<<<<

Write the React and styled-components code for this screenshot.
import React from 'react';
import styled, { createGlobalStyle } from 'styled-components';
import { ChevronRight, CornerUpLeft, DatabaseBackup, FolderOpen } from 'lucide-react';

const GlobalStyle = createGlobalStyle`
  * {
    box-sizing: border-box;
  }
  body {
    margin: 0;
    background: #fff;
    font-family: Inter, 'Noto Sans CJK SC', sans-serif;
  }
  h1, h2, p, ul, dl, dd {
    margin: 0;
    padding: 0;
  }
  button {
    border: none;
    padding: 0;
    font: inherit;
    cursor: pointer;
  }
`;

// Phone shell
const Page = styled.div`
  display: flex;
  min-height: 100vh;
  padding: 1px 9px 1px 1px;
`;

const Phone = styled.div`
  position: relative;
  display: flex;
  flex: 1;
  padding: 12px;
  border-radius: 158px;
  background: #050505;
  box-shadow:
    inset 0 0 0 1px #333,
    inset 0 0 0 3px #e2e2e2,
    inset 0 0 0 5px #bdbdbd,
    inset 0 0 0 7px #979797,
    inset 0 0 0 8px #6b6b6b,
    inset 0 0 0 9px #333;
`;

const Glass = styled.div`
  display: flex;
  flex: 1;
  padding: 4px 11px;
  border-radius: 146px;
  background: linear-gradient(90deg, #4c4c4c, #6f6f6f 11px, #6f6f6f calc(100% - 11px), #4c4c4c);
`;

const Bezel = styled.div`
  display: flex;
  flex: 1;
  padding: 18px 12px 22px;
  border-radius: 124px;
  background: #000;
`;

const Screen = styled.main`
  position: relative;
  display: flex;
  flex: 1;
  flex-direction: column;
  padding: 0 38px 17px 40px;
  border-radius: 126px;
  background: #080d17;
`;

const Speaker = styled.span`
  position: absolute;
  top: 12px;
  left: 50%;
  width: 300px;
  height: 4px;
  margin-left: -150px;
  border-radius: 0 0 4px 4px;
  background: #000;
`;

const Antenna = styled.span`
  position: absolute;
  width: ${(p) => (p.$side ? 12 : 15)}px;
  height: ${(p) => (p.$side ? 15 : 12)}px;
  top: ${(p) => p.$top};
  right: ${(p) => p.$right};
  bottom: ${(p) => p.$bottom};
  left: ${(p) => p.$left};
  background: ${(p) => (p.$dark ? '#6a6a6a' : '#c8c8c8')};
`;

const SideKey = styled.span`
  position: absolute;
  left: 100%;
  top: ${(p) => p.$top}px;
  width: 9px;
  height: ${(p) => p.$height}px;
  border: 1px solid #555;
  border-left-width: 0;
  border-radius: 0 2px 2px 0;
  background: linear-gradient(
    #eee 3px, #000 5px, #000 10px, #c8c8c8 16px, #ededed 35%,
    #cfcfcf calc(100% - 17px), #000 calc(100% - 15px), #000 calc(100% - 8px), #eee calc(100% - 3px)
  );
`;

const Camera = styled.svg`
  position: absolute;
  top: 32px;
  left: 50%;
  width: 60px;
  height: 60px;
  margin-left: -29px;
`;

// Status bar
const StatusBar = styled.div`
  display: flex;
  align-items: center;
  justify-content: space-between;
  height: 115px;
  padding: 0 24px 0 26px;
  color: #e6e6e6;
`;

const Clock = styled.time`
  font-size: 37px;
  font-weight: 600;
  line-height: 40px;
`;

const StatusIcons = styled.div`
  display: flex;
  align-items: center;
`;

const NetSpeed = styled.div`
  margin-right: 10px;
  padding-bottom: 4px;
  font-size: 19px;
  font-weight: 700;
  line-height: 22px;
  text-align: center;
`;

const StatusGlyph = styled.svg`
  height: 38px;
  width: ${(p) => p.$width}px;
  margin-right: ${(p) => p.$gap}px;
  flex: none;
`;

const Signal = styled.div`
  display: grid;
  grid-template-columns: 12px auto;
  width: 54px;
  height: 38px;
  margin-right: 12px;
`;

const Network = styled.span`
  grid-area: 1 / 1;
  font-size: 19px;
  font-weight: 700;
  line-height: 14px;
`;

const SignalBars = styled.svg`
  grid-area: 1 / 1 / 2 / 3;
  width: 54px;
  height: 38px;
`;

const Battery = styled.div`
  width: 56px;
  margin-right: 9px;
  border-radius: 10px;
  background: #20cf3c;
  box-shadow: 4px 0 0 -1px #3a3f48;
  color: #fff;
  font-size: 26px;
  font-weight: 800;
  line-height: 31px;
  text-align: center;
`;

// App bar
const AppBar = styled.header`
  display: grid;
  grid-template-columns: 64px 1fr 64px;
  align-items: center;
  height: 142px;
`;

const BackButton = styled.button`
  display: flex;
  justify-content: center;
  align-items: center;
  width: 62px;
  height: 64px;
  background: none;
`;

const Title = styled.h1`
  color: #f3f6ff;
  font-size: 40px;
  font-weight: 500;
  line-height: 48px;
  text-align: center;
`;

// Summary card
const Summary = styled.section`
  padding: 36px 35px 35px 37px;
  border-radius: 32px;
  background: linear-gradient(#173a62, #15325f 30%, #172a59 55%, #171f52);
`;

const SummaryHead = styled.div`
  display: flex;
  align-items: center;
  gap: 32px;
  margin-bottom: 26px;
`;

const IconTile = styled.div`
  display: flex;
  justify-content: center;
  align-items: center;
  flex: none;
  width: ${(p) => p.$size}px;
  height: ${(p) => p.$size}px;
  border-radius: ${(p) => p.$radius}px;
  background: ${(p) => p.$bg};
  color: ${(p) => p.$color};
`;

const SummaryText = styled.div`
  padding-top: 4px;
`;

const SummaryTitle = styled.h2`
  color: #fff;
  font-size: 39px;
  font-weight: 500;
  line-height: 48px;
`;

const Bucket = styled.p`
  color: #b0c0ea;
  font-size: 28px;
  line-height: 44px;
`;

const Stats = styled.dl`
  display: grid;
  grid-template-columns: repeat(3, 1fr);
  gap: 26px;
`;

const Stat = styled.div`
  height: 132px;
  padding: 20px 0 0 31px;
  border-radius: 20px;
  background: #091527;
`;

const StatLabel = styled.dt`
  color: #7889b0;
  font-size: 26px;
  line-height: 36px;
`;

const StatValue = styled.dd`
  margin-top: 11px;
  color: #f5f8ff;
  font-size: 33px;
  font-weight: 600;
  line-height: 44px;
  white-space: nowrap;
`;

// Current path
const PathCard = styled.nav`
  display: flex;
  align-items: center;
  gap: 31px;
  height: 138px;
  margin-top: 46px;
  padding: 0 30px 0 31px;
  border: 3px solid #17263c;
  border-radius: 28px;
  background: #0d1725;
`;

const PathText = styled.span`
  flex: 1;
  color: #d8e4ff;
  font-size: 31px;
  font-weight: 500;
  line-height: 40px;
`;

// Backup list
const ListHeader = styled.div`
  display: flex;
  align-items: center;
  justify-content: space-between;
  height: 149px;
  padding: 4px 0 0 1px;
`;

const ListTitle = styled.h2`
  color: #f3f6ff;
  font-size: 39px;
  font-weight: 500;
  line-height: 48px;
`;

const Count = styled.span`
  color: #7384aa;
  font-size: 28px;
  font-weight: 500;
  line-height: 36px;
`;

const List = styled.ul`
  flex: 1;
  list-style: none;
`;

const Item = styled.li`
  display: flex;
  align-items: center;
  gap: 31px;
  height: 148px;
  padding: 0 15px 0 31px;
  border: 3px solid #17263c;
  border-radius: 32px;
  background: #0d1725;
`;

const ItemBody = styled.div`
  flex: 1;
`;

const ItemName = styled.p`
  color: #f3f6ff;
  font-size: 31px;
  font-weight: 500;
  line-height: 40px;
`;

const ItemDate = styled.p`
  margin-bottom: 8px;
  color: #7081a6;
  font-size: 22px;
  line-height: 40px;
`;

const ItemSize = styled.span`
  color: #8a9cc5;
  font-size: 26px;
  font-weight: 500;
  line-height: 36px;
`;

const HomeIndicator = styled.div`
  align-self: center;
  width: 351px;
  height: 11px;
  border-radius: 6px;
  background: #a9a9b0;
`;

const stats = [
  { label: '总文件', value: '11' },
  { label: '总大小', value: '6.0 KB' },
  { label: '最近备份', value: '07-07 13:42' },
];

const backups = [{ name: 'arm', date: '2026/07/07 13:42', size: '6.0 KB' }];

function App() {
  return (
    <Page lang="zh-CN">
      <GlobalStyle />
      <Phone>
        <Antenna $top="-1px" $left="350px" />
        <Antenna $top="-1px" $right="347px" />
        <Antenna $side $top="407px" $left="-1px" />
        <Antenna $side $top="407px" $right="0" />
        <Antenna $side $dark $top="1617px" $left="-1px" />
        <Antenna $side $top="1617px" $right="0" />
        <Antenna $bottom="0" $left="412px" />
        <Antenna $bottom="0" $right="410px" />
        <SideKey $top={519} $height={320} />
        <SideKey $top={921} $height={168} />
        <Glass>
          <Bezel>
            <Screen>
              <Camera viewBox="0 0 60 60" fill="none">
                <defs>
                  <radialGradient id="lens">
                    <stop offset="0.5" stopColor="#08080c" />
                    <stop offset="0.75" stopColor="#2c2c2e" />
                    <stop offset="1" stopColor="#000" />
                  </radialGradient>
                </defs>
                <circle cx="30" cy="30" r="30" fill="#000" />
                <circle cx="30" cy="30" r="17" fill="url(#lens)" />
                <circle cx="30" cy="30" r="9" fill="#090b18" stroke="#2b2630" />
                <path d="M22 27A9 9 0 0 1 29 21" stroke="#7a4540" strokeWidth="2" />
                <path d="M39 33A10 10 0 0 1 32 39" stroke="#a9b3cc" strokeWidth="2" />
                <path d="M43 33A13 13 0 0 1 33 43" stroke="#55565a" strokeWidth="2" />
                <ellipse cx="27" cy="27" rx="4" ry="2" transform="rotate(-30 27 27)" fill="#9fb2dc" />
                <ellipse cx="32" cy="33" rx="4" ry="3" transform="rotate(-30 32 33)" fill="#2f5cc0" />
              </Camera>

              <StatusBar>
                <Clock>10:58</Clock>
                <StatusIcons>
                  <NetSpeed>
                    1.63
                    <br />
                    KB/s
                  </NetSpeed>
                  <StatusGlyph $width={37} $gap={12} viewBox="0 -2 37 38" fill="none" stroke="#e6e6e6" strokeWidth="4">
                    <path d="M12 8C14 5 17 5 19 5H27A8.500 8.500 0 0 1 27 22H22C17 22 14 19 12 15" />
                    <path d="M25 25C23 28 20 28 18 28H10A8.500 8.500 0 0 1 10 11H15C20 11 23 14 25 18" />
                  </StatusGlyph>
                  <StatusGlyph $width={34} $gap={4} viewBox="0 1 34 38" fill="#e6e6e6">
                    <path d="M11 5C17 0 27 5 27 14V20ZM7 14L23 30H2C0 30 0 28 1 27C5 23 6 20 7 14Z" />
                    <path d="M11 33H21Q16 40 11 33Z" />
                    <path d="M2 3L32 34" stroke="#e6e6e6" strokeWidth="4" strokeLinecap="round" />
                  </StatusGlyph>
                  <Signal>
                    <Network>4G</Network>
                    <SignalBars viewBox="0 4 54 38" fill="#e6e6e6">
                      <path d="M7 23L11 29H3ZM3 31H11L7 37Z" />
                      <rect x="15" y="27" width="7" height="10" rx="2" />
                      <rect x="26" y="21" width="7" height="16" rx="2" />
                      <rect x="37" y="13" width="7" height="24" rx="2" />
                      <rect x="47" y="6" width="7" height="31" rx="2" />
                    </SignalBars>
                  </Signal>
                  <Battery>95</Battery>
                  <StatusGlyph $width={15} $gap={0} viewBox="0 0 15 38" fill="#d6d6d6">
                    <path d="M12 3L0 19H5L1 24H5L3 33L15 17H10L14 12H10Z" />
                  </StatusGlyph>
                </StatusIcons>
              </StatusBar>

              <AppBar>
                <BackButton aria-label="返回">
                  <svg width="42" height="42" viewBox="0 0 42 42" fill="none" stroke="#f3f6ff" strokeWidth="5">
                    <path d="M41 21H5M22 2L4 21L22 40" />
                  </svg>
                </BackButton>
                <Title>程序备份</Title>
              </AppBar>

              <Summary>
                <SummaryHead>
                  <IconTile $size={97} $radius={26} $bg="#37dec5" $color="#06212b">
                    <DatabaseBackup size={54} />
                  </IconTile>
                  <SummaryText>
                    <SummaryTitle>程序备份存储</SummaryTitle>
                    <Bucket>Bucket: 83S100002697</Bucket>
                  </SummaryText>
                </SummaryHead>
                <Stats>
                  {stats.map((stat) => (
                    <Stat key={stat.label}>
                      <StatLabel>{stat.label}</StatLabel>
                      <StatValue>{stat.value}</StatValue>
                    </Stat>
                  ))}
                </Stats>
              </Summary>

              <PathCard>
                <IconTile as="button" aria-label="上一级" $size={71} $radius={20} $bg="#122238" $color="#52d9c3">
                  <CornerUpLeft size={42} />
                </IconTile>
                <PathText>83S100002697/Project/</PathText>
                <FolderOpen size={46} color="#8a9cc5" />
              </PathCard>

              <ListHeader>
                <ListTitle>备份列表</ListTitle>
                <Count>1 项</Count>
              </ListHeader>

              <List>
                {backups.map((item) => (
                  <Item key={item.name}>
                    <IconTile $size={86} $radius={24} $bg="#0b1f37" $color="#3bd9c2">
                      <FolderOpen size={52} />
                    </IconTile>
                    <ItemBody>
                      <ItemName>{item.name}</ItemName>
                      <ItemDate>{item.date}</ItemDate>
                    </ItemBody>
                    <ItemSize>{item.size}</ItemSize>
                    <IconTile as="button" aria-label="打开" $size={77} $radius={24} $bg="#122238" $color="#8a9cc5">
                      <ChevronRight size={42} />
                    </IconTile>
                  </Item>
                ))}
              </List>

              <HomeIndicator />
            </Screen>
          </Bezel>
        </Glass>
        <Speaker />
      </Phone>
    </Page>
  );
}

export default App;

>>>>

■ **Problem requirements**
From the top of the listing above, restate each line word for word up to and including the line with "CornerUpLeft, DatabaseBackup, FolderOpen"; add nothing else.

■ **Solved exercise**
Write the React and styled-components code for this screenshot.
import React from 'react';
import styled, { createGlobalStyle } from 'styled-components';
import { ChevronRight, CornerUpLeft, DatabaseBackup, FolderOpen } from 'lucide-react';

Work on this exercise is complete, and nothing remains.